■ Exercise brief: Search the listing for "styled" and copy every line where it appears.
** START Collected material **
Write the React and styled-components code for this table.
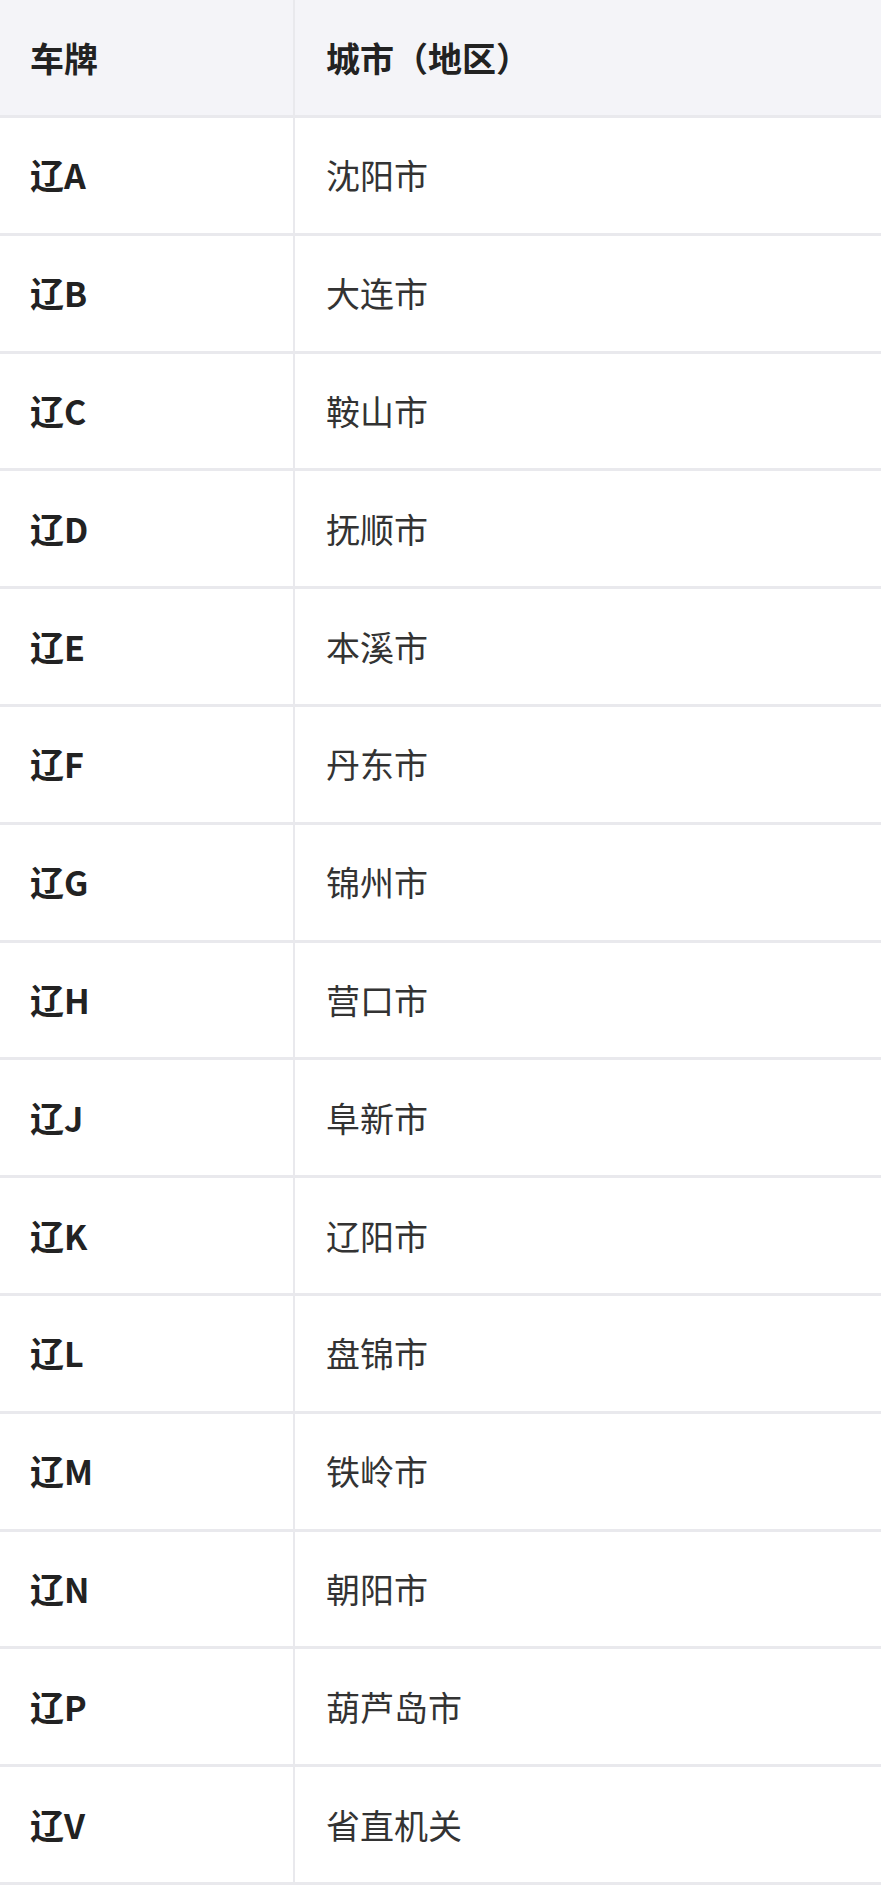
import React from 'react';
import styled, { createGlobalStyle } from 'styled-components';

const GlobalStyle = createGlobalStyle`
  body {
    margin: 0;
    background: #fff;
    font-family: "Noto Sans CJK SC", "Noto Sans", sans-serif;
    color: #333;
  }
`;

const Table = styled.div`
  width: 881px;
`;

const Row = styled.div`
  display: grid;
  grid-template-columns: 295px 1fr;
  height: ${({ $head }) => ($head ? '118px' : '117.8px')};
  box-sizing: border-box;
  border-bottom: 3px solid #e9e9ed;
  background: ${({ $head }) => ($head ? '#f4f4f8' : '#fff')};
`;

const Cell = styled.div`
  display: flex;
  align-items: center;
  padding-left: ${({ $first }) => ($first ? '30px' : '31px')};
  border-right: ${({ $first }) => ($first ? '2px solid #e9e9ed' : 'none')};
  font-size: 34px;
  line-height: 1;
  font-weight: ${({ $bold }) => ($bold ? 700 : 400)};
  color: ${({ $bold }) => ($bold ? '#222' : '#333')};
`;

const rows = [
  ['辽A', '沈阳市'],
  ['辽B', '大连市'],
  ['辽C', '鞍山市'],
  ['辽D', '抚顺市'],
  ['辽E', '本溪市'],
  ['辽F', '丹东市'],
  ['辽G', '锦州市'],
  ['辽H', '营口市'],
  ['辽J', '阜新市'],
  ['辽K', '辽阳市'],
  ['辽L', '盘锦市'],
  ['辽M', '铁岭市'],
  ['辽N', '朝阳市'],
  ['辽P', '葫芦岛市'],
  ['辽V', '省直机关'],
];

const App = () => {
  return (
    <>
      <GlobalStyle />
      <Table>
        <Row $head>
          <Cell $first $bold>车牌</Cell>
          <Cell $bold>城市（地区）</Cell>
        </Row>
        {rows.map(([plate, city]) => (
          <Row key={plate}>
            <Cell $first $bold>{plate}</Cell>
            <Cell>{city}</Cell>
          </Row>
        ))}
      </Table>
    </>
  );
};

export default App;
** END Collected material **
■ Solution:
Write the React and styled-components code for this table.
import styled, { createGlobalStyle } from 'styled-components';
const Table = styled.div`
const Row = styled.div`
const Cell = styled.div`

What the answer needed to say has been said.